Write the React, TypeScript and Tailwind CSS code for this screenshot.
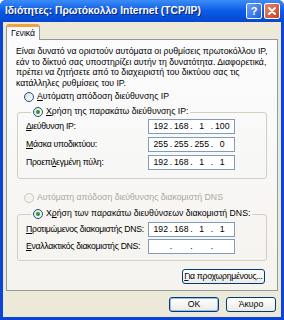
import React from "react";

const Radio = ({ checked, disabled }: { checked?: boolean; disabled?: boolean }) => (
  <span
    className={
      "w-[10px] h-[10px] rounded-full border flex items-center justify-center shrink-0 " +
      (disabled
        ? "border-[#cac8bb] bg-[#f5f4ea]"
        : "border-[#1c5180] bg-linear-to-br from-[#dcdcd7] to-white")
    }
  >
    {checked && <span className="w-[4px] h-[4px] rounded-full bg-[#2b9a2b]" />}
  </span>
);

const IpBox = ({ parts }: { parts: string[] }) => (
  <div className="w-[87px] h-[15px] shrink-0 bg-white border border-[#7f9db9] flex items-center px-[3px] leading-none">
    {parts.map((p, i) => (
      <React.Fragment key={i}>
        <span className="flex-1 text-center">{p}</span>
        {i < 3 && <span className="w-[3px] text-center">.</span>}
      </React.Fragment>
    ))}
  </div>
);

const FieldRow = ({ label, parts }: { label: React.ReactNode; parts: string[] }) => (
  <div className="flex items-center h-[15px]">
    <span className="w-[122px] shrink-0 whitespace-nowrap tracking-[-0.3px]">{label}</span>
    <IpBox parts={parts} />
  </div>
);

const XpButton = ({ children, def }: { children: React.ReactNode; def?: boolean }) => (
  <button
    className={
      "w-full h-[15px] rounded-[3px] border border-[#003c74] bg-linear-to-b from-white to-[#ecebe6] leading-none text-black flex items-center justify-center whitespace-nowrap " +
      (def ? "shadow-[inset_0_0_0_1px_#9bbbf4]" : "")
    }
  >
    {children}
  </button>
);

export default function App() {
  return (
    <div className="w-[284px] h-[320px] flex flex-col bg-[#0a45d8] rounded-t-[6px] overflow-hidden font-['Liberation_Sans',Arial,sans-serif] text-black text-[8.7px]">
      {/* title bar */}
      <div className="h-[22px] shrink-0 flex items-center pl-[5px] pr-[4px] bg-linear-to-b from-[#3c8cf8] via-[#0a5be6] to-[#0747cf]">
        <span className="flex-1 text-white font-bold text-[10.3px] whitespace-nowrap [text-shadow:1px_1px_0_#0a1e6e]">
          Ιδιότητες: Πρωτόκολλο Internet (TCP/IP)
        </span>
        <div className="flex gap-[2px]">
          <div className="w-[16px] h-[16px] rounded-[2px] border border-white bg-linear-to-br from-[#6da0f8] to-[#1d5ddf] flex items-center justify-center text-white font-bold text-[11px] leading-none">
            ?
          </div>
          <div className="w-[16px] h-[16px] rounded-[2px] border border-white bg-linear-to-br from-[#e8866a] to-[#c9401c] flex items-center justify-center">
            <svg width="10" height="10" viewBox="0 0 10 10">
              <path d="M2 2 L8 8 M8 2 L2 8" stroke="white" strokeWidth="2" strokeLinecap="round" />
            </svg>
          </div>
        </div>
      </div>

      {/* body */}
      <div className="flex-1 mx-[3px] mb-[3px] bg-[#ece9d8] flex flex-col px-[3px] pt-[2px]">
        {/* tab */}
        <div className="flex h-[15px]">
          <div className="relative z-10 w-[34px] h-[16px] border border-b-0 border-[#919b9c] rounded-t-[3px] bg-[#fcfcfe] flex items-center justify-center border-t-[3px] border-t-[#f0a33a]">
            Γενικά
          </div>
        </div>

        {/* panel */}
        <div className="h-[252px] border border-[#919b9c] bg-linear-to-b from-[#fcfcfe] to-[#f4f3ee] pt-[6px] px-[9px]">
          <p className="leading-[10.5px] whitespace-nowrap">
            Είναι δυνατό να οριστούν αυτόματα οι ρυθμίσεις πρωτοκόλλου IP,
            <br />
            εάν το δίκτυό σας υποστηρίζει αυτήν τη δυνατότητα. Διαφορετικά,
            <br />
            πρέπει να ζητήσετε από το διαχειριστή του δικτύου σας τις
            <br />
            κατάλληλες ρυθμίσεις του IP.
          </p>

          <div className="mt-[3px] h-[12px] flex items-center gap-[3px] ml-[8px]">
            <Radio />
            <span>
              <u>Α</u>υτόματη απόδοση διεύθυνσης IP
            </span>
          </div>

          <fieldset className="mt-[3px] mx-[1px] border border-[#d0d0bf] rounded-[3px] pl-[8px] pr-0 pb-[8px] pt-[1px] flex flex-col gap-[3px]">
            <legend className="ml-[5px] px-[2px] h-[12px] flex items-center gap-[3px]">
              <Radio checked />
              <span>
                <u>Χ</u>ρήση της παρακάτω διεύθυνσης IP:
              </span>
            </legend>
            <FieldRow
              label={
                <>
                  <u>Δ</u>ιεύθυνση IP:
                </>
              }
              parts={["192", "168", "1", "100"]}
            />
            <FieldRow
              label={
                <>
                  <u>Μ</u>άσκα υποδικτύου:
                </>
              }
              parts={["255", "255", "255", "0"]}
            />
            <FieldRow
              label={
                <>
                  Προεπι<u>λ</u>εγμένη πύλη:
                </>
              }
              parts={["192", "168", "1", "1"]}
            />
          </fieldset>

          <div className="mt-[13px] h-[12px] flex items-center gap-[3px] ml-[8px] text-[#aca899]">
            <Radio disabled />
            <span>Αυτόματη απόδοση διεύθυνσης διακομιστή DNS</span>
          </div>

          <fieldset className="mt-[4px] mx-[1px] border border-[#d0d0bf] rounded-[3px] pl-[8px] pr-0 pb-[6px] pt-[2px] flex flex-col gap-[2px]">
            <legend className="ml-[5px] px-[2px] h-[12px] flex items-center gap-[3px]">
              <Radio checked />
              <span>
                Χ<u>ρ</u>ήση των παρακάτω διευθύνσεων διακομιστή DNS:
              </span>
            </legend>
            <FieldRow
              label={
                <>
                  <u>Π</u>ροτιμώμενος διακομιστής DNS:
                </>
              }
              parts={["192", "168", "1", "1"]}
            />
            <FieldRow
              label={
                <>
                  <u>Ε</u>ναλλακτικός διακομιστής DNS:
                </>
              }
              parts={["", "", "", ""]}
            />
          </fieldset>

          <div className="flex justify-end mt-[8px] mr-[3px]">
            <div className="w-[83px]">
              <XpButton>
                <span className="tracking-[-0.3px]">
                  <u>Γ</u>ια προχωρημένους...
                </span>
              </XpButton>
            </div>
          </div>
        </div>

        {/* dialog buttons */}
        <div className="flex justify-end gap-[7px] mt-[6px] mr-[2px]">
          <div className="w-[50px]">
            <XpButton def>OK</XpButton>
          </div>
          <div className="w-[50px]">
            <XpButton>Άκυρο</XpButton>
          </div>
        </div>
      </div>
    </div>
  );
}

Directions for this task
Every line of the data above should be quoted exactly. Omit the pictures.

Solution for this problem
Write the React, TypeScript and Tailwind CSS code for this screenshot.
import React from "react";

const Radio = ({ checked, disabled }: { checked?: boolean; disabled?: boolean }) => (
  <span
    className={
      "w-[10px] h-[10px] rounded-full border flex items-center justify-center shrink-0 " +
      (disabled
        ? "border-[#cac8bb] bg-[#f5f4ea]"
        : "border-[#1c5180] bg-linear-to-br from-[#dcdcd7] to-white")
    }
  >
    {checked && <span className="w-[4px] h-[4px] rounded-full bg-[#2b9a2b]" />}
  </span>
);

const IpBox = ({ parts }: { parts: string[] }) => (
  <div className="w-[87px] h-[15px] shrink-0 bg-white border border-[#7f9db9] flex items-center px-[3px] leading-none">
    {parts.map((p, i) => (
      <React.Fragment key={i}>
        <span className="flex-1 text-center">{p}</span>
        {i < 3 && <span className="w-[3px] text-center">.</span>}
      </React.Fragment>
    ))}
  </div>
);

const FieldRow = ({ label, parts }: { label: React.ReactNode; parts: string[] }) => (
  <div className="flex items-center h-[15px]">
    <span className="w-[122px] shrink-0 whitespace-nowrap tracking-[-0.3px]">{label}</span>
    <IpBox parts={parts} />
  </div>
);

const XpButton = ({ children, def }: { children: React.ReactNode; def?: boolean }) => (
  <button
    className={
      "w-full h-[15px] rounded-[3px] border border-[#003c74] bg-linear-to-b from-white to-[#ecebe6] leading-none text-black flex items-center justify-center whitespace-nowrap " +
      (def ? "shadow-[inset_0_0_0_1px_#9bbbf4]" : "")
    }
  >
    {children}
  </button>
);

export default function App() {
  return (
    <div className="w-[284px] h-[320px] flex flex-col bg-[#0a45d8] rounded-t-[6px] overflow-hidden font-['Liberation_Sans',Arial,sans-serif] text-black text-[8.7px]">
      {/* title bar */}
      <div className="h-[22px] shrink-0 flex items-center pl-[5px] pr-[4px] bg-linear-to-b from-[#3c8cf8] via-[#0a5be6] to-[#0747cf]">
        <span className="flex-1 text-white font-bold text-[10.3px] whitespace-nowrap [text-shadow:1px_1px_0_#0a1e6e]">
          Ιδιότητες: Πρωτόκολλο Internet (TCP/IP)
        </span>
        <div className="flex gap-[2px]">
          <div className="w-[16px] h-[16px] rounded-[2px] border border-white bg-linear-to-br from-[#6da0f8] to-[#1d5ddf] flex items-center justify-center text-white font-bold text-[11px] leading-none">
            ?
          </div>
          <div className="w-[16px] h-[16px] rounded-[2px] border border-white bg-linear-to-br from-[#e8866a] to-[#c9401c] flex items-center justify-center">
            <svg width="10" height="10" viewBox="0 0 10 10">
              <path d="M2 2 L8 8 M8 2 L2 8" stroke="white" strokeWidth="2" strokeLinecap="round" />
            </svg>
          </div>
        </div>
      </div>

      {/* body */}
      <div className="flex-1 mx-[3px] mb-[3px] bg-[#ece9d8] flex flex-col px-[3px] pt-[2px]">
        {/* tab */}
        <div className="flex h-[15px]">
          <div className="relative z-10 w-[34px] h-[16px] border border-b-0 border-[#919b9c] rounded-t-[3px] bg-[#fcfcfe] flex items-center justify-center border-t-[3px] border-t-[#f0a33a]">
            Γενικά
          </div>
        </div>

        {/* panel */}
        <div className="h-[252px] border border-[#919b9c] bg-linear-to-b from-[#fcfcfe] to-[#f4f3ee] pt-[6px] px-[9px]">
          <p className="leading-[10.5px] whitespace-nowrap">
            Είναι δυνατό να οριστούν αυτόματα οι ρυθμίσεις πρωτοκόλλου IP,
            <br />
            εάν το δίκτυό σας υποστηρίζει αυτήν τη δυνατότητα. Διαφορετικά,
            <br />
            πρέπει να ζητήσετε από το διαχειριστή του δικτύου σας τις
            <br />
            κατάλληλες ρυθμίσεις του IP.
          </p>

          <div className="mt-[3px] h-[12px] flex items-center gap-[3px] ml-[8px]">
            <Radio />
            <span>
              <u>Α</u>υτόματη απόδοση διεύθυνσης IP
            </span>
          </div>

          <fieldset className="mt-[3px] mx-[1px] border border-[#d0d0bf] rounded-[3px] pl-[8px] pr-0 pb-[8px] pt-[1px] flex flex-col gap-[3px]">
            <legend className="ml-[5px] px-[2px] h-[12px] flex items-center gap-[3px]">
              <Radio checked />
              <span>
                <u>Χ</u>ρήση της παρακάτω διεύθυνσης IP:
              </span>
            </legend>
            <FieldRow
              label={
                <>
                  <u>Δ</u>ιεύθυνση IP:
                </>
              }
              parts={["192", "168", "1", "100"]}
            />
            <FieldRow
              label={
                <>
                  <u>Μ</u>άσκα υποδικτύου:
                </>
              }
              parts={["255", "255", "255", "0"]}
            />
            <FieldRow
              label={
                <>
                  Προεπι<u>λ</u>εγμένη πύλη:
                </>
              }
              parts={["192", "168", "1", "1"]}
            />
          </fieldset>

          <div className="mt-[13px] h-[12px] flex items-center gap-[3px] ml-[8px] text-[#aca899]">
            <Radio disabled />
            <span>Αυτόματη απόδοση διεύθυνσης διακομιστή DNS</span>
          </div>

          <fieldset className="mt-[4px] mx-[1px] border border-[#d0d0bf] rounded-[3px] pl-[8px] pr-0 pb-[6px] pt-[2px] flex flex-col gap-[2px]">
            <legend className="ml-[5px] px-[2px] h-[12px] flex items-center gap-[3px]">
              <Radio checked />
              <span>
                Χ<u>ρ</u>ήση των παρακάτω διευθύνσεων διακομιστή DNS:
              </span>
            </legend>
            <FieldRow
              label={
                <>
                  <u>Π</u>ροτιμώμενος διακομιστής DNS:
                </>
              }
              parts={["192", "168", "1", "1"]}
            />
            <FieldRow
              label={
                <>
                  <u>Ε</u>ναλλακτικός διακομιστής DNS:
                </>
              }
              parts={["", "", "", ""]}
            />
          </fieldset>

          <div className="flex justify-end mt-[8px] mr-[3px]">
            <div className="w-[83px]">
              <XpButton>
                <span className="tracking-[-0.3px]">
                  <u>Γ</u>ια προχωρημένους...
                </span>
              </XpButton>
            </div>
          </div>
        </div>

        {/* dialog buttons */}
        <div className="flex justify-end gap-[7px] mt-[6px] mr-[2px]">
          <div className="w-[50px]">
            <XpButton def>OK</XpButton>
          </div>
          <div className="w-[50px]">
            <XpButton>Άκυρο</XpButton>
          </div>
        </div>
      </div>
    </div>
  );
}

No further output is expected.